Not surprisingly, then, many women centered the military experience in the confessional statements that they drafted for military authorities. […] One woman remembered that she had to look up the word homosexual in the dictionary when she first heard it used in her detachment, but soon after a more experienced soldier took her on as a project. The younger woman was taught the vernacular (“butch,” “fluff,” and “gay”), how to recognize “other homos” (by hair length, sock color, and fingernails), and finally, courtship. “I told her I was very, very fond of Lt. Vance,” this soldier recalled. “She told me that Lt. Vance was a ‘fluff,’ and that if I wanted to get her, I would have to be a 'butch.’” For that reason, the young private said, “I took all these lessons… to heart, and it didn’t take me too long to learn.

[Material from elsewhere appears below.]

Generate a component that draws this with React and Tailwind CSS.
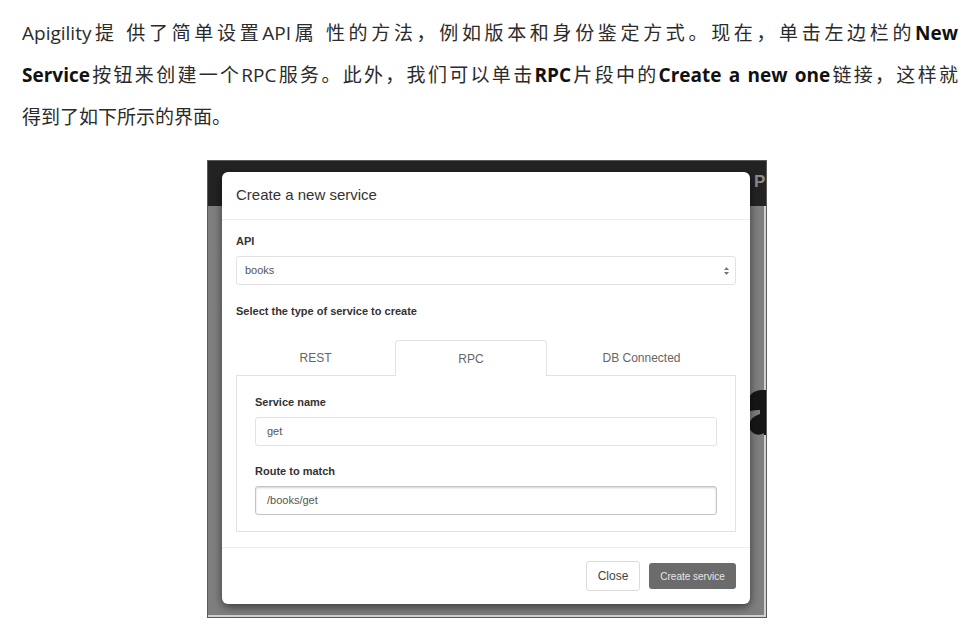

—Margot Canaday, The Straight State: Sexuality and Citizenship in Twentieth-Century America (era under discussion is still the mid-1950s)

In addition to all the truly thought-provoking stuff about the complex relationships between state repression, individual identification, and the ongoing production and redefinition of identity labels (not only “homosexual” here but also “butch/fluff”)…

….and in addition to being incredibly impressed by the bravery of women who sat before intensely invasive, paternalistic military boards and found ways to stand up for their own truth, even as that truth was also being shaped by the experience of being investigated…

…in addition to all that, I’m now wondering exactly what color socks I ought to be wearing.